Inside the coprocessor unit a proprietary chip (the Tube ULA, manufactured initially by Ferranti) interfaces and logically isolates the host and coprocessor buses. This allows the Tube to work with a completely different bus architecture in the coprocessor unit. The other active components needed are a microprocessor, some RAM, a small ROM containing processor specific client code, glue logic such as an address decoder and a power supply.

The two processors communicate through four pairs of FIFO buffers in the Tube ULA. Console input/output, error messages, data transfers and system calls each have their own pair of buffers, one for each direction. The queue capacity varies between 1 and 24 bytes, depending on the dedicated buffer function. Each buffer has a control register and status register to monitor its state and configure the raising of interrupts.

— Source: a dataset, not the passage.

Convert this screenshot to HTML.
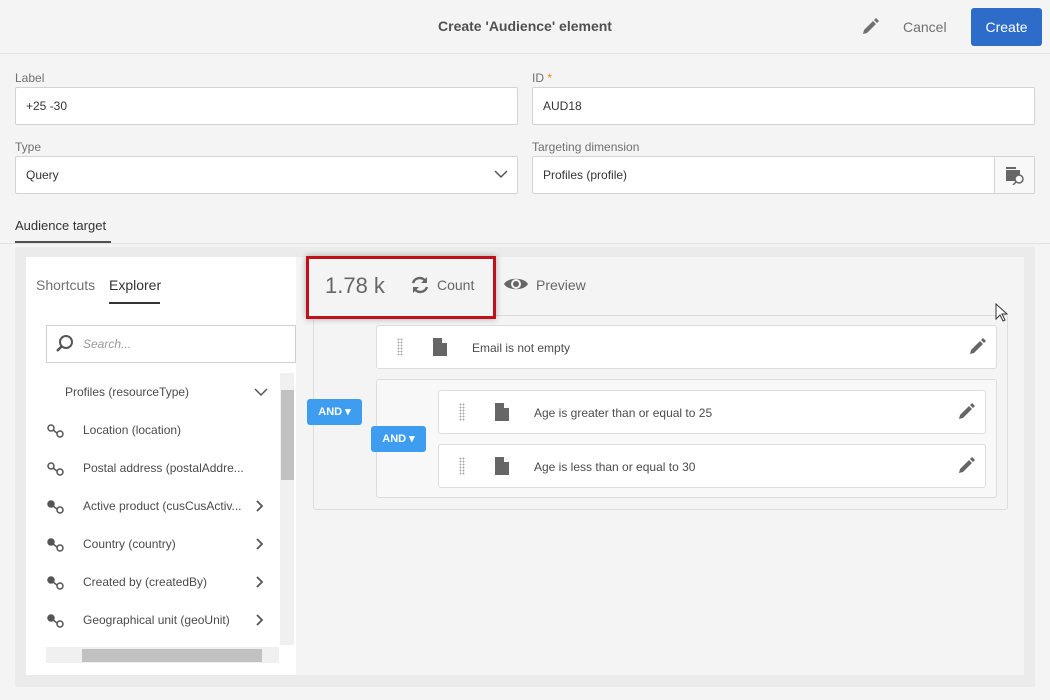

The protocol for the use of these buffers was rigorously specified by Acorn Computers and amounted to interprocess communication by message passing. Most interaction is asynchronous but fast block transfers are synchronous and consist of the host blindly running a simple fetch-store loop, which defines the transfer rate. The coprocessor is synchronised by passing a dummy byte and then regulated by the relevant buffer semaphore.

The general-purpose nature of the Tube connector in principle allows it to be used for any type of high-speed peripheral, although Acorn only uses it for Tube coprocessors. The BBC Micro/Master range provides 5 address lines for the address range &60–&7F but the Tube protocol uses the lowest 3 bits. Only these 3 address lines are connected to internal Tube sockets, as found in the BBC Master or Universal Second Processor Unit.

== Applications ==

Numerous coprocessors were developed for the Tube. Most commonly seen was the 6502 Second Processor, featuring a MOS Technology 6502 processor, which allowed unmodified BBC Micro programs to run faster and with more memory, as long as they use the API for all I/O. The Z80 Second Processor featured a Zilog Z80 processor running CP/M, and the 32016 Second Processor featured a National Semiconductor 32016 processor running Panos.

These coprocessors formed the basis of the Acorn Business Computer series, the higher end machines being repackaged BBC Micros with a coprocessor attached via the Tube. The Master Series supports two Tube connections, allowing for a coprocessor fitted inside the case and another connected externally, but only one can be used in any powered session. An internal 6502 processor can be fitted, or an Intel 80186 based system for MS-DOS compatibility (although in practice this is limited).

The Tube was also used during the initial development of the ARM processor. An evaluation board was developed that again uses the BBC Micro as a host system for I/O operations.

Before shipping Tube add-ons, Acorn had strongly discouraged BBC Micro programmers from directly accessing system memory and hardware, favouring official API calls. This was to ensure applications can be seamlessly moved to the Tube 6502 coprocessor, since direct access from there is impossible. When a program calls one of the MOS entry points, a replacement subroutine in the coprocessor's ROM passes a corresponding message to the host which carries out the operation and passes back the result. In this way an application can run identically on the host or the coprocessor. Other CPU models use a custom API, which is typically an orthogonal translation of the 6502 API into a native format.